## [What to produce]
Without the pictures, return all of the material exactly as written.

## [Given records]
-- BEGIN --
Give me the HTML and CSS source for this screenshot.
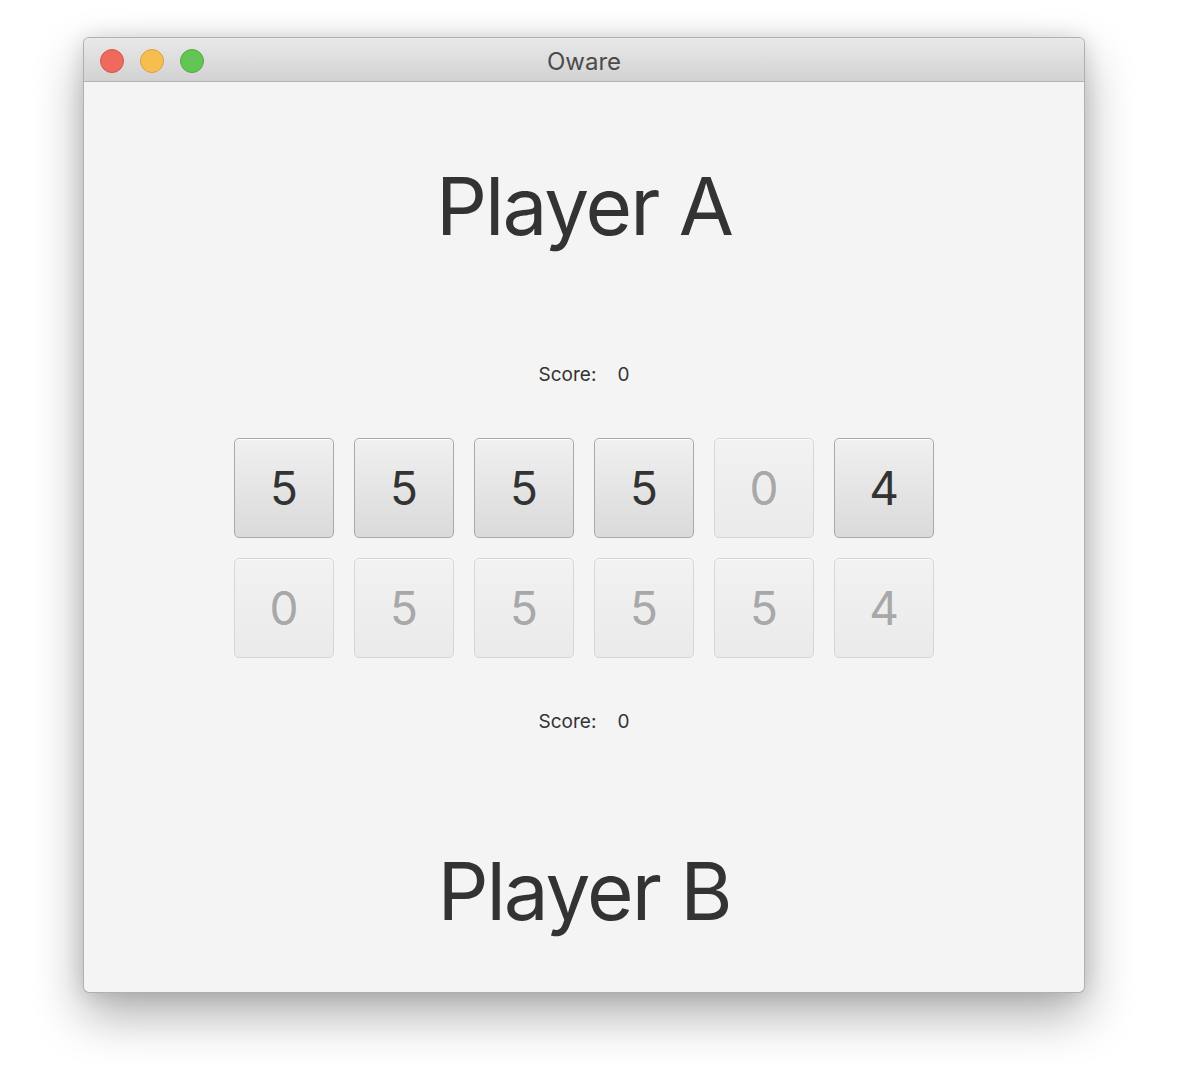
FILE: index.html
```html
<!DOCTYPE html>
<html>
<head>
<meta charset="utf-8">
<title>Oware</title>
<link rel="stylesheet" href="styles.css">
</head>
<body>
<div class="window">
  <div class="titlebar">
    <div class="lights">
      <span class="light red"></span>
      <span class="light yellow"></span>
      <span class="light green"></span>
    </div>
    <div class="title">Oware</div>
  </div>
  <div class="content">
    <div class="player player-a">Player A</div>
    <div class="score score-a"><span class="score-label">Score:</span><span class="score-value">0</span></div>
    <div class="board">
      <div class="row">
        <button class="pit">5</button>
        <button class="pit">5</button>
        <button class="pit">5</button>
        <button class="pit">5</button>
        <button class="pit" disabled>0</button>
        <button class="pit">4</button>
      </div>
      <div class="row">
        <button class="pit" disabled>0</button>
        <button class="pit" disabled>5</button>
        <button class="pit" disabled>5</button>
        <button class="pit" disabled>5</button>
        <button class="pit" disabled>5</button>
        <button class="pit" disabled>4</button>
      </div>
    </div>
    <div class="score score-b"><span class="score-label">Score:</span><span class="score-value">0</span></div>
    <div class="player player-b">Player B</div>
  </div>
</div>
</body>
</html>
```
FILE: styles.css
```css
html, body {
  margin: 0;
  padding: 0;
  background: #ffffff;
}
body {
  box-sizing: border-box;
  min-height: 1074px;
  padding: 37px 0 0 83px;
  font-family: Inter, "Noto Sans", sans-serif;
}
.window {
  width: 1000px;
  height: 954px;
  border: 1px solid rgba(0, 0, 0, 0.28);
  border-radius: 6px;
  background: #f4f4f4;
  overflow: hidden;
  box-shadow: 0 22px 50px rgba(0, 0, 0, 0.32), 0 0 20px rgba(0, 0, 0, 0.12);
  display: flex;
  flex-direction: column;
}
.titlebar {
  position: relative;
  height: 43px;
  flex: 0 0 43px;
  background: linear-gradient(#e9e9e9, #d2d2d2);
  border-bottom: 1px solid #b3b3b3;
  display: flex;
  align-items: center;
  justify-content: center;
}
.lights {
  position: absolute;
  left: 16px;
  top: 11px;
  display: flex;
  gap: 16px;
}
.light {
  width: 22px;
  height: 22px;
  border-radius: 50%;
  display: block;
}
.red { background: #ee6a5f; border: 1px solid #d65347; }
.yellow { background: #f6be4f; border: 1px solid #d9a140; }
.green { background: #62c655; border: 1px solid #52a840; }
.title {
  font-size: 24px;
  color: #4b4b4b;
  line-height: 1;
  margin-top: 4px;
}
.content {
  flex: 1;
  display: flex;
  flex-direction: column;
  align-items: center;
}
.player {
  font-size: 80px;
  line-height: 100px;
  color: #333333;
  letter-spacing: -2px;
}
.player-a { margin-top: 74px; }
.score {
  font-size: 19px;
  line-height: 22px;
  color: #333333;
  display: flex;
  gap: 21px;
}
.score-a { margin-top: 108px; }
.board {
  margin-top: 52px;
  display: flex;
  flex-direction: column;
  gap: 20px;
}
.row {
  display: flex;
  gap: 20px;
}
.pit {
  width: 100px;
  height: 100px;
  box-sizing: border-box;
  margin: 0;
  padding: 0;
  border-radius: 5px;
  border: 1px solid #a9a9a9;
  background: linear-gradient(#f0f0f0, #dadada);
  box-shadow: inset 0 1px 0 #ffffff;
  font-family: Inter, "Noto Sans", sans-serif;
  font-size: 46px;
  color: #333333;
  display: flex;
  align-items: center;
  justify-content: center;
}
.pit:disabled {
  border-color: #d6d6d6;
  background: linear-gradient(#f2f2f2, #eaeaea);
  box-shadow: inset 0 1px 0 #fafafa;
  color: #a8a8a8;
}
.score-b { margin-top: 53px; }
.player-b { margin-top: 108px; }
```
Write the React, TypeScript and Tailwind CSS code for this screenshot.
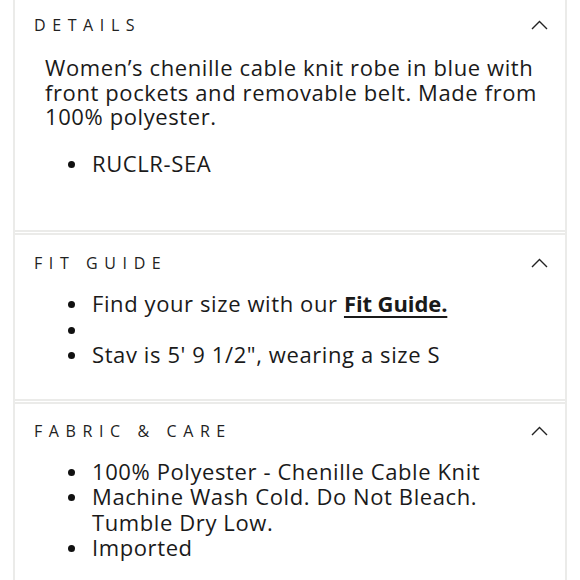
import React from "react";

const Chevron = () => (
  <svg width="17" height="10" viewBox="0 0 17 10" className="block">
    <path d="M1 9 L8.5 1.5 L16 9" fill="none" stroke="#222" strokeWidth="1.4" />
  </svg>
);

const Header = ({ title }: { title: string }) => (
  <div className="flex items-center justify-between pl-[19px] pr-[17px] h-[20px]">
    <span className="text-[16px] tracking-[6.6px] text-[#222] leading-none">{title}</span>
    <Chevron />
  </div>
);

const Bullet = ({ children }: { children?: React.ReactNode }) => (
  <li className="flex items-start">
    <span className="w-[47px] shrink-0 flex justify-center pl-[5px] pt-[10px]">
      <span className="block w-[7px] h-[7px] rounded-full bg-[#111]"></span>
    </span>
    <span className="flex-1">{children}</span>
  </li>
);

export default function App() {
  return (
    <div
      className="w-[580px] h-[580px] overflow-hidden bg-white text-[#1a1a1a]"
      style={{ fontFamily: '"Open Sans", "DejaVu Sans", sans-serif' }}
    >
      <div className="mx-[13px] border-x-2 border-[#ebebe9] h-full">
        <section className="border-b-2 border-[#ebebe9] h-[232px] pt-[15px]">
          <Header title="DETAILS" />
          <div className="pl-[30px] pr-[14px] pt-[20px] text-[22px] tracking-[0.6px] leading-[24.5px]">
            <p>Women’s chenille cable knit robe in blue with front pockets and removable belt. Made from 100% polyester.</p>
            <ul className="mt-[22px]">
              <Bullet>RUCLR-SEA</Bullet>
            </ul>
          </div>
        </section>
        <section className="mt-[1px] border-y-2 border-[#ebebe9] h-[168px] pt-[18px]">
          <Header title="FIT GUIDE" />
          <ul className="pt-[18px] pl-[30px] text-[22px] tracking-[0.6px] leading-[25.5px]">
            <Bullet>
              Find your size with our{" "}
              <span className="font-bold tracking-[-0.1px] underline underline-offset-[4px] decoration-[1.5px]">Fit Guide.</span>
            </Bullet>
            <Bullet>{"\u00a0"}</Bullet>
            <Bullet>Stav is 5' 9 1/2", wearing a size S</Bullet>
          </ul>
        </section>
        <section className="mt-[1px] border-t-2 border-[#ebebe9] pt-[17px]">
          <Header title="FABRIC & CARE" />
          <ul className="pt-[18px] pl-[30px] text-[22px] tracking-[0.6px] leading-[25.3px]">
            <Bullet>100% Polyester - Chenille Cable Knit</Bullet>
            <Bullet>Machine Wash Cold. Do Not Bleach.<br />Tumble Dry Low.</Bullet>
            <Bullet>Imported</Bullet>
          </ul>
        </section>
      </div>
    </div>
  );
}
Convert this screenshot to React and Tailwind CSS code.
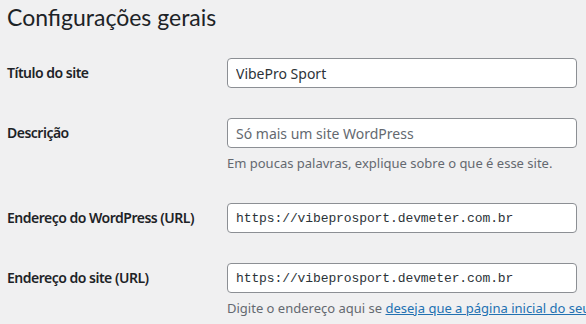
-- END --
## [Solution to the exercise]
Give me the HTML and CSS source for this screenshot.
FILE: index.html
```html
<!DOCTYPE html>
<html>
<head>
<meta charset="utf-8">
<title>Oware</title>
<link rel="stylesheet" href="styles.css">
</head>
<body>
<div class="window">
  <div class="titlebar">
    <div class="lights">
      <span class="light red"></span>
      <span class="light yellow"></span>
      <span class="light green"></span>
    </div>
    <div class="title">Oware</div>
  </div>
  <div class="content">
    <div class="player player-a">Player A</div>
    <div class="score score-a"><span class="score-label">Score:</span><span class="score-value">0</span></div>
    <div class="board">
      <div class="row">
        <button class="pit">5</button>
        <button class="pit">5</button>
        <button class="pit">5</button>
        <button class="pit">5</button>
        <button class="pit" disabled>0</button>
        <button class="pit">4</button>
      </div>
      <div class="row">
        <button class="pit" disabled>0</button>
        <button class="pit" disabled>5</button>
        <button class="pit" disabled>5</button>
        <button class="pit" disabled>5</button>
        <button class="pit" disabled>5</button>
        <button class="pit" disabled>4</button>
      </div>
    </div>
    <div class="score score-b"><span class="score-label">Score:</span><span class="score-value">0</span></div>
    <div class="player player-b">Player B</div>
  </div>
</div>
</body>
</html>
```
FILE: styles.css
```css
html, body {
  margin: 0;
  padding: 0;
  background: #ffffff;
}
body {
  box-sizing: border-box;
  min-height: 1074px;
  padding: 37px 0 0 83px;
  font-family: Inter, "Noto Sans", sans-serif;
}
.window {
  width: 1000px;
  height: 954px;
  border: 1px solid rgba(0, 0, 0, 0.28);
  border-radius: 6px;
  background: #f4f4f4;
  overflow: hidden;
  box-shadow: 0 22px 50px rgba(0, 0, 0, 0.32), 0 0 20px rgba(0, 0, 0, 0.12);
  display: flex;
  flex-direction: column;
}
.titlebar {
  position: relative;
  height: 43px;
  flex: 0 0 43px;
  background: linear-gradient(#e9e9e9, #d2d2d2);
  border-bottom: 1px solid #b3b3b3;
  display: flex;
  align-items: center;
  justify-content: center;
}
.lights {
  position: absolute;
  left: 16px;
  top: 11px;
  display: flex;
  gap: 16px;
}
.light {
  width: 22px;
  height: 22px;
  border-radius: 50%;
  display: block;
}
.red { background: #ee6a5f; border: 1px solid #d65347; }
.yellow { background: #f6be4f; border: 1px solid #d9a140; }
.green { background: #62c655; border: 1px solid #52a840; }
.title {
  font-size: 24px;
  color: #4b4b4b;
  line-height: 1;
  margin-top: 4px;
}
.content {
  flex: 1;
  display: flex;
  flex-direction: column;
  align-items: center;
}
.player {
  font-size: 80px;
  line-height: 100px;
  color: #333333;
  letter-spacing: -2px;
}
.player-a { margin-top: 74px; }
.score {
  font-size: 19px;
  line-height: 22px;
  color: #333333;
  display: flex;
  gap: 21px;
}
.score-a { margin-top: 108px; }
.board {
  margin-top: 52px;
  display: flex;
  flex-direction: column;
  gap: 20px;
}
.row {
  display: flex;
  gap: 20px;
}
.pit {
  width: 100px;
  height: 100px;
  box-sizing: border-box;
  margin: 0;
  padding: 0;
  border-radius: 5px;
  border: 1px solid #a9a9a9;
  background: linear-gradient(#f0f0f0, #dadada);
  box-shadow: inset 0 1px 0 #ffffff;
  font-family: Inter, "Noto Sans", sans-serif;
  font-size: 46px;
  color: #333333;
  display: flex;
  align-items: center;
  justify-content: center;
}
.pit:disabled {
  border-color: #d6d6d6;
  background: linear-gradient(#f2f2f2, #eaeaea);
  box-shadow: inset 0 1px 0 #fafafa;
  color: #a8a8a8;
}
.score-b { margin-top: 53px; }
.player-b { margin-top: 108px; }
```
Write the React, TypeScript and Tailwind CSS code for this screenshot.
import React from "react";

const Chevron = () => (
  <svg width="17" height="10" viewBox="0 0 17 10" className="block">
    <path d="M1 9 L8.5 1.5 L16 9" fill="none" stroke="#222" strokeWidth="1.4" />
  </svg>
);

const Header = ({ title }: { title: string }) => (
  <div className="flex items-center justify-between pl-[19px] pr-[17px] h-[20px]">
    <span className="text-[16px] tracking-[6.6px] text-[#222] leading-none">{title}</span>
    <Chevron />
  </div>
);

const Bullet = ({ children }: { children?: React.ReactNode }) => (
  <li className="flex items-start">
    <span className="w-[47px] shrink-0 flex justify-center pl-[5px] pt-[10px]">
      <span className="block w-[7px] h-[7px] rounded-full bg-[#111]"></span>
    </span>
    <span className="flex-1">{children}</span>
  </li>
);

export default function App() {
  return (
    <div
      className="w-[580px] h-[580px] overflow-hidden bg-white text-[#1a1a1a]"
      style={{ fontFamily: '"Open Sans", "DejaVu Sans", sans-serif' }}
    >
      <div className="mx-[13px] border-x-2 border-[#ebebe9] h-full">
        <section className="border-b-2 border-[#ebebe9] h-[232px] pt-[15px]">
          <Header title="DETAILS" />
          <div className="pl-[30px] pr-[14px] pt-[20px] text-[22px] tracking-[0.6px] leading-[24.5px]">
            <p>Women’s chenille cable knit robe in blue with front pockets and removable belt. Made from 100% polyester.</p>
            <ul className="mt-[22px]">
              <Bullet>RUCLR-SEA</Bullet>
            </ul>
          </div>
        </section>
        <section className="mt-[1px] border-y-2 border-[#ebebe9] h-[168px] pt-[18px]">
          <Header title="FIT GUIDE" />
          <ul className="pt-[18px] pl-[30px] text-[22px] tracking-[0.6px] leading-[25.5px]">
            <Bullet>
              Find your size with our{" "}
              <span className="font-bold tracking-[-0.1px] underline underline-offset-[4px] decoration-[1.5px]">Fit Guide.</span>
            </Bullet>
            <Bullet>{"\u00a0"}</Bullet>
            <Bullet>Stav is 5' 9 1/2", wearing a size S</Bullet>
          </ul>
        </section>
        <section className="mt-[1px] border-t-2 border-[#ebebe9] pt-[17px]">
          <Header title="FABRIC & CARE" />
          <ul className="pt-[18px] pl-[30px] text-[22px] tracking-[0.6px] leading-[25.3px]">
            <Bullet>100% Polyester - Chenille Cable Knit</Bullet>
            <Bullet>Machine Wash Cold. Do Not Bleach.<br />Tumble Dry Low.</Bullet>
            <Bullet>Imported</Bullet>
          </ul>
        </section>
      </div>
    </div>
  );
}
Convert this screenshot to React and Tailwind CSS code.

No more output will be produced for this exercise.